§ **THE REQUEST**
Copy out each line that mentions the word "screenshot".

=-=-=-=-=

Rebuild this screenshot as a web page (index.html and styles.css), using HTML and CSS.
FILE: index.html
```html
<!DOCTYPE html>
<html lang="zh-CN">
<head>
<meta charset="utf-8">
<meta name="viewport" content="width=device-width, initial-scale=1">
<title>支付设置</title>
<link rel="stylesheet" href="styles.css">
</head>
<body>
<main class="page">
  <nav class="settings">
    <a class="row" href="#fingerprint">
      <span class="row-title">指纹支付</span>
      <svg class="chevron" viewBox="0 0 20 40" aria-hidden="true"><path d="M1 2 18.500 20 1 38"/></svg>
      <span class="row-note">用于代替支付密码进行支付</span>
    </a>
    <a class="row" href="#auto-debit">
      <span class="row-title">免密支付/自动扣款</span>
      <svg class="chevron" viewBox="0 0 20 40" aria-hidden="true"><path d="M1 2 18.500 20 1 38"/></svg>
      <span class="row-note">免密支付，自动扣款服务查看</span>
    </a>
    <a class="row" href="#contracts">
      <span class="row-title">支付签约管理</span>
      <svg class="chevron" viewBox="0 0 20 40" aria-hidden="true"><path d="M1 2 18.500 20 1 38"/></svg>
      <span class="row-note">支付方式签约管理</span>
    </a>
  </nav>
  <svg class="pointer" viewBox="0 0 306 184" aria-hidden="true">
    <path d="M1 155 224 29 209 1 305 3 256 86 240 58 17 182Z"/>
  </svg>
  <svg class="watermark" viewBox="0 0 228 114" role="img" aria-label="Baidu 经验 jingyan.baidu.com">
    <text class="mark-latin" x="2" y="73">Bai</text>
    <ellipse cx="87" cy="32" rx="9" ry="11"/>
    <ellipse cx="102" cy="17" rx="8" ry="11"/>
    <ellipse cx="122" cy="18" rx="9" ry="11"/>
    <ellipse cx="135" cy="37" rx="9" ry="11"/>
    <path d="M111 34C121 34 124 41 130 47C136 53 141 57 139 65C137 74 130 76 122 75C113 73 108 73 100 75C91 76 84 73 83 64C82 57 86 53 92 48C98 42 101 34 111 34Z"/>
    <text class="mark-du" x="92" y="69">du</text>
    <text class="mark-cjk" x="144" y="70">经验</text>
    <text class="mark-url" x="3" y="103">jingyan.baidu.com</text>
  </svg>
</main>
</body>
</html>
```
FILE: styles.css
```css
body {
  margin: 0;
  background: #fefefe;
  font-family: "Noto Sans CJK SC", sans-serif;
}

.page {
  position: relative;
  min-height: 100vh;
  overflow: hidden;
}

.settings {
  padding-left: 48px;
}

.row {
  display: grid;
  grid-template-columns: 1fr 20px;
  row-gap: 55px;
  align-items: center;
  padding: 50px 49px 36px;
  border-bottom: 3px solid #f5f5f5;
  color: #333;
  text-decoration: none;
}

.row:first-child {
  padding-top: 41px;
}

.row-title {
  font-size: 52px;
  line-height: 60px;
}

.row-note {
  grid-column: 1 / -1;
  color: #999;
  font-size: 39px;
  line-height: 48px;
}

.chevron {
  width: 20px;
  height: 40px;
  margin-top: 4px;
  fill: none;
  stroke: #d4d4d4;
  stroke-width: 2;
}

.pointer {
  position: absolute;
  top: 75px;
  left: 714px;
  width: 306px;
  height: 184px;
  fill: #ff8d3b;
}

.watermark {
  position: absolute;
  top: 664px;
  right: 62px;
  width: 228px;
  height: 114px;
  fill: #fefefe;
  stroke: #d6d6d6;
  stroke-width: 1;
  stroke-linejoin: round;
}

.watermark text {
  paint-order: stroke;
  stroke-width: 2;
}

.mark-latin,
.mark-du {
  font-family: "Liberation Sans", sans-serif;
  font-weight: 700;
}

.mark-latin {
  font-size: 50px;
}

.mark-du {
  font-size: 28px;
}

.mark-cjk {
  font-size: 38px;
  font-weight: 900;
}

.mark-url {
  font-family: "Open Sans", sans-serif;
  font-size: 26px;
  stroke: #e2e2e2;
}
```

=-=-=-=-=

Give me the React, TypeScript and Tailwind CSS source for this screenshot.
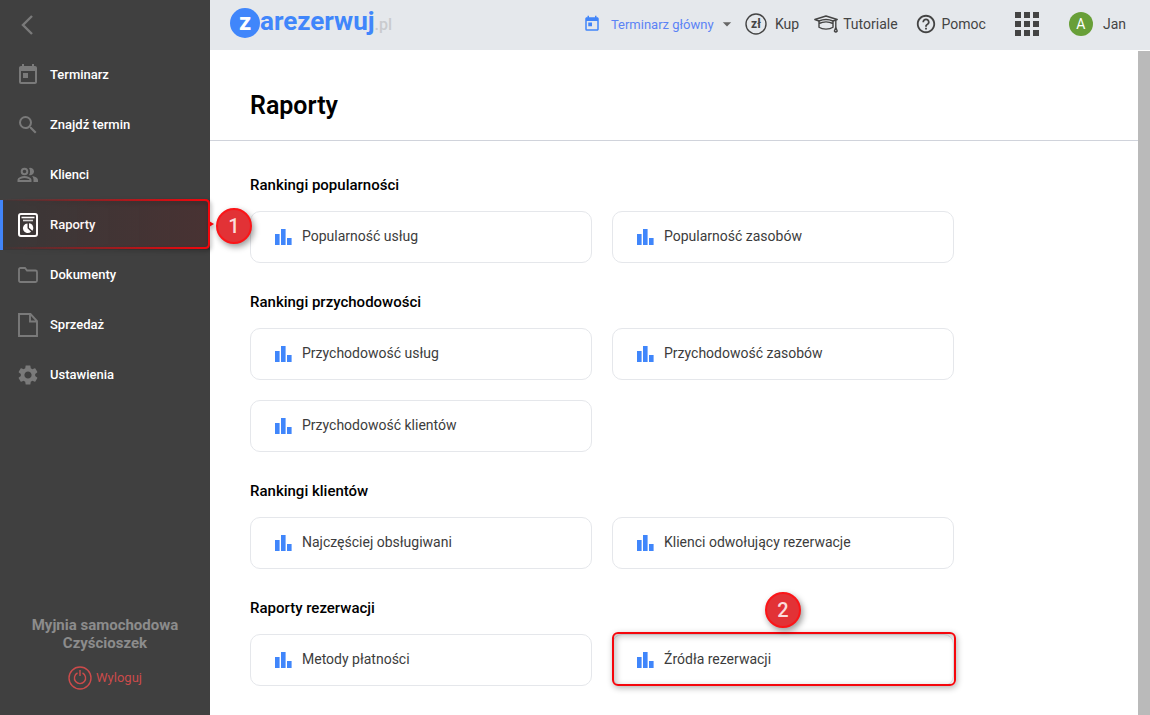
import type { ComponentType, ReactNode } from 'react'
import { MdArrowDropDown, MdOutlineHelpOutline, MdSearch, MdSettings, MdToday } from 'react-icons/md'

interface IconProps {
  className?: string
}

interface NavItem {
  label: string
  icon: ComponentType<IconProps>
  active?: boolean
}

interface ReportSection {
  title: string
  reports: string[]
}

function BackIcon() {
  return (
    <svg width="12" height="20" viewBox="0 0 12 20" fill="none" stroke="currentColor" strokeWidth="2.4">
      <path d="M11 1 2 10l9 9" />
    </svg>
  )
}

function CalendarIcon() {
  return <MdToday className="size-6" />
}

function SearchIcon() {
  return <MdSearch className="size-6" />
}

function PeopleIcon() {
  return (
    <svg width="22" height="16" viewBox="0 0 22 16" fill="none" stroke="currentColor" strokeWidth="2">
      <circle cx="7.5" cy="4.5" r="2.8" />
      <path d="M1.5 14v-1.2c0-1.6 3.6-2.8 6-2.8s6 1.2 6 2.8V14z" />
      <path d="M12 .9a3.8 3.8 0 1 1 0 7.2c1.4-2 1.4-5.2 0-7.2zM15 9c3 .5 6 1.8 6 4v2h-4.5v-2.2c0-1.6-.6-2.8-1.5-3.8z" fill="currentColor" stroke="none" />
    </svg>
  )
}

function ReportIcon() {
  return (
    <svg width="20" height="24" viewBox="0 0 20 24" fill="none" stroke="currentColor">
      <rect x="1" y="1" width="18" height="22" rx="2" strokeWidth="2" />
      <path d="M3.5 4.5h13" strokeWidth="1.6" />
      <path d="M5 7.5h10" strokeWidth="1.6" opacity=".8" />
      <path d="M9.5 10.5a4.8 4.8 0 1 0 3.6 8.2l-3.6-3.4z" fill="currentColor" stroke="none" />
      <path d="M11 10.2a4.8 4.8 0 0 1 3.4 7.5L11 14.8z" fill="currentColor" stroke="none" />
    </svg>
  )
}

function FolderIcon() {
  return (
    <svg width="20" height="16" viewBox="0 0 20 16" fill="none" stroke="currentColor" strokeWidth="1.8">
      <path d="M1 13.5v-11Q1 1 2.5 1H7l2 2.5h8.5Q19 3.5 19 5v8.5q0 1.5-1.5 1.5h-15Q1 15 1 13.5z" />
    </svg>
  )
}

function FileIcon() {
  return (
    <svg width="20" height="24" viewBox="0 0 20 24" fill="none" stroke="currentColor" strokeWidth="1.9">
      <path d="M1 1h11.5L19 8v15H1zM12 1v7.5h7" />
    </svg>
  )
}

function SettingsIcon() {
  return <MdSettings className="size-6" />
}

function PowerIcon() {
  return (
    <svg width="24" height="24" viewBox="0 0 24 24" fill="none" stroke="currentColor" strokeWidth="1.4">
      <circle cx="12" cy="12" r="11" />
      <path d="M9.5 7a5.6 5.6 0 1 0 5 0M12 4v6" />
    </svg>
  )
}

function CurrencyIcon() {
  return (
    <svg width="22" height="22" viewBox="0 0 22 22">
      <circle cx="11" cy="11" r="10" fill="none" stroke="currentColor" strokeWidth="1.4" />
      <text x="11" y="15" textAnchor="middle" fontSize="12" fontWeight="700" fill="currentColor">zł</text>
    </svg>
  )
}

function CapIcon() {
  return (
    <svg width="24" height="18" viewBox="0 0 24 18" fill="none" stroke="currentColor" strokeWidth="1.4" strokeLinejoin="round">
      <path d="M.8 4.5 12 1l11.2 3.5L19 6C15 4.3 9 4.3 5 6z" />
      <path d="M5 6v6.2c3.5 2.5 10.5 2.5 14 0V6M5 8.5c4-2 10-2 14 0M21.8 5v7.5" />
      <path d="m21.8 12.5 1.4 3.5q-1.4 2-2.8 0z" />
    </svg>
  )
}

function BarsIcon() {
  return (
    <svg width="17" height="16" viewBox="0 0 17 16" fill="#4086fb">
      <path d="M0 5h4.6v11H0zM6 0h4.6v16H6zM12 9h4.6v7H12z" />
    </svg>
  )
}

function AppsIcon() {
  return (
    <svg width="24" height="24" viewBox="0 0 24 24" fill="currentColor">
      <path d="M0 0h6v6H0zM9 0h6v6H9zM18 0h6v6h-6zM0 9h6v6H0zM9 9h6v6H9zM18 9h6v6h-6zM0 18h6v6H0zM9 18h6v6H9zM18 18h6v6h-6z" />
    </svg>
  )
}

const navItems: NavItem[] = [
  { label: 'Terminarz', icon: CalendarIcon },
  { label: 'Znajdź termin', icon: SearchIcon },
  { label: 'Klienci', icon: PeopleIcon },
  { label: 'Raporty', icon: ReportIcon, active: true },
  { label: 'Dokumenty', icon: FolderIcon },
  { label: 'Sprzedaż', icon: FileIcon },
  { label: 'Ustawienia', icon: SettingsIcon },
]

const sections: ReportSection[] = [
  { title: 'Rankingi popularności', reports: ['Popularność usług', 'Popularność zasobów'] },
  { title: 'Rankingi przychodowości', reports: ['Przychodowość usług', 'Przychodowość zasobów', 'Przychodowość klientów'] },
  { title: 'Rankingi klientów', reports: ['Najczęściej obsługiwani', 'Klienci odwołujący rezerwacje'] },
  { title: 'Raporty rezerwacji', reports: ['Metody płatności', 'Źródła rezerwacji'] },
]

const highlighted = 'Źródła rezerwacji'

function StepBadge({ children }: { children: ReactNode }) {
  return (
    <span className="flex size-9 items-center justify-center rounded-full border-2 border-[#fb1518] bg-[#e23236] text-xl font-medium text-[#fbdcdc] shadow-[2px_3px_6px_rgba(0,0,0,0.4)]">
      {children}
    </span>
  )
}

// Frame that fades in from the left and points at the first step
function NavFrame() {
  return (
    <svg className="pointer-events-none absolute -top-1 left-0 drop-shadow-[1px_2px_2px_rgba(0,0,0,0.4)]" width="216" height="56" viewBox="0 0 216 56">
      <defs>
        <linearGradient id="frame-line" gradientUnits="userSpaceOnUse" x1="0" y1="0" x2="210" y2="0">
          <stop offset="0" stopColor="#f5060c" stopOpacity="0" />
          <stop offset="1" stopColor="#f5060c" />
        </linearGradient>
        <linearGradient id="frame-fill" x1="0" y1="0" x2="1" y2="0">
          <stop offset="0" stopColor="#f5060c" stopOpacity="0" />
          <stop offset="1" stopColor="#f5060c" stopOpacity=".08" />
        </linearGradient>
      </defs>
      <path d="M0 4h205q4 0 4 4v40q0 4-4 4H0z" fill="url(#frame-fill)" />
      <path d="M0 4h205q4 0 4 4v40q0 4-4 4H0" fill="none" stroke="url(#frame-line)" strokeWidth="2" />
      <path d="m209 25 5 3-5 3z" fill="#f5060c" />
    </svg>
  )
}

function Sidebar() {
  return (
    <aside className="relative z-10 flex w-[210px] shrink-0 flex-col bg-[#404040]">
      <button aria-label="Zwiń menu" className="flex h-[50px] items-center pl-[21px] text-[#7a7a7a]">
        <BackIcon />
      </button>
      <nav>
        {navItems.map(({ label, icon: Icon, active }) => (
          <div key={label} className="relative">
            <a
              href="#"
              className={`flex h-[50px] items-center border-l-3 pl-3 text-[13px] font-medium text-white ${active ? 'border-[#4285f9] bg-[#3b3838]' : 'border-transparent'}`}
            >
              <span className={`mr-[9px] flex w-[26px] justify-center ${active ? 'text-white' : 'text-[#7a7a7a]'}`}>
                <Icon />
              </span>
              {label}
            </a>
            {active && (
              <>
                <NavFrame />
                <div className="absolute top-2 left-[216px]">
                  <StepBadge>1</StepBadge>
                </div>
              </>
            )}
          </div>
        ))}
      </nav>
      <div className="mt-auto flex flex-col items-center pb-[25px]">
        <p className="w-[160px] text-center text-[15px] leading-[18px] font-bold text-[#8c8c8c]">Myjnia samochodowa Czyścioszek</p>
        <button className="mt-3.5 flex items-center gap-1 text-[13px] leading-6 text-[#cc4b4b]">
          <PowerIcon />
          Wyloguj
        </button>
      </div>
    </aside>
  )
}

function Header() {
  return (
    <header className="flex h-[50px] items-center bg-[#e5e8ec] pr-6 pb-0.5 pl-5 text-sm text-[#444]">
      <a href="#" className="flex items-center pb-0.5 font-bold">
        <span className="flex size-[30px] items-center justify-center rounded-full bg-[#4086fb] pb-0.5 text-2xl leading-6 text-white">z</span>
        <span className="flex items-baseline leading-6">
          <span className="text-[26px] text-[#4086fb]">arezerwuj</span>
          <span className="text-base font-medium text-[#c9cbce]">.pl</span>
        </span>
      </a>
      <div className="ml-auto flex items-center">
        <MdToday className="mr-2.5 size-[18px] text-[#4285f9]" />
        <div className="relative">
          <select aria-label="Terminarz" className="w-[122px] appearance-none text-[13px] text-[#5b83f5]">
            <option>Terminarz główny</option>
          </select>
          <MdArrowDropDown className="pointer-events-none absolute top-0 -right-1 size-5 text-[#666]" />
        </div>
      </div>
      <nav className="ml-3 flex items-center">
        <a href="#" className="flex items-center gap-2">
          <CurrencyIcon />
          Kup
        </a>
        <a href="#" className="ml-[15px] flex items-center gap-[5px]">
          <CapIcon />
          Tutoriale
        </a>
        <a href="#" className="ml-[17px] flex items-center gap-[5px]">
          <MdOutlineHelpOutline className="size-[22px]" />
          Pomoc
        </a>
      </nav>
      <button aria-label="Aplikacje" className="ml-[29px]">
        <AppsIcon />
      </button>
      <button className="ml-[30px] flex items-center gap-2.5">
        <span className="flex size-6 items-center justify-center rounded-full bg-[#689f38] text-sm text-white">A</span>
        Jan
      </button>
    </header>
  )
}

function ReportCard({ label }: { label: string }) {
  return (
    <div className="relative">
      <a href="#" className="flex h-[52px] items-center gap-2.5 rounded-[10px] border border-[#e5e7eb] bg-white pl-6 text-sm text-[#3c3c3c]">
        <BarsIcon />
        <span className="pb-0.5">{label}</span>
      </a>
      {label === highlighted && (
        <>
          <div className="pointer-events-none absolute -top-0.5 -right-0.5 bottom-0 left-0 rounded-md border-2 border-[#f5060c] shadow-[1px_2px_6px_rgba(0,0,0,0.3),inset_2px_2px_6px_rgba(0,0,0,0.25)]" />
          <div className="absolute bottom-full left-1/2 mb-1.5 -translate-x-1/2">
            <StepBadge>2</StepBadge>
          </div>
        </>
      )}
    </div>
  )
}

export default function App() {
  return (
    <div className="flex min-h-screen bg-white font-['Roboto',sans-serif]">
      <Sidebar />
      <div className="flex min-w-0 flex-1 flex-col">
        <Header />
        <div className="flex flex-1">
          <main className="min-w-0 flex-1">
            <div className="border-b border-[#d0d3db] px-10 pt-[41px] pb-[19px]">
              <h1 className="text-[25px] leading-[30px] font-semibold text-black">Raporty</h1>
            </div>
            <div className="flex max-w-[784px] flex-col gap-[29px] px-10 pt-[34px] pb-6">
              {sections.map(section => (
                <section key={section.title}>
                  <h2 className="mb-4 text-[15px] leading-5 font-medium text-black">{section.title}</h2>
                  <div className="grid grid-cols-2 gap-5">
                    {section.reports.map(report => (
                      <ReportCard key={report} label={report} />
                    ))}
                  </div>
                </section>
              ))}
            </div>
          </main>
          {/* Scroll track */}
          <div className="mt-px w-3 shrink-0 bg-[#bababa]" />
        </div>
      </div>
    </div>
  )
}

=-=-=-=-=

§ **FINAL ANSWER**
Rebuild this screenshot as a web page (index.html and styles.css), using HTML and CSS.
Give me the React, TypeScript and Tailwind CSS source for this screenshot.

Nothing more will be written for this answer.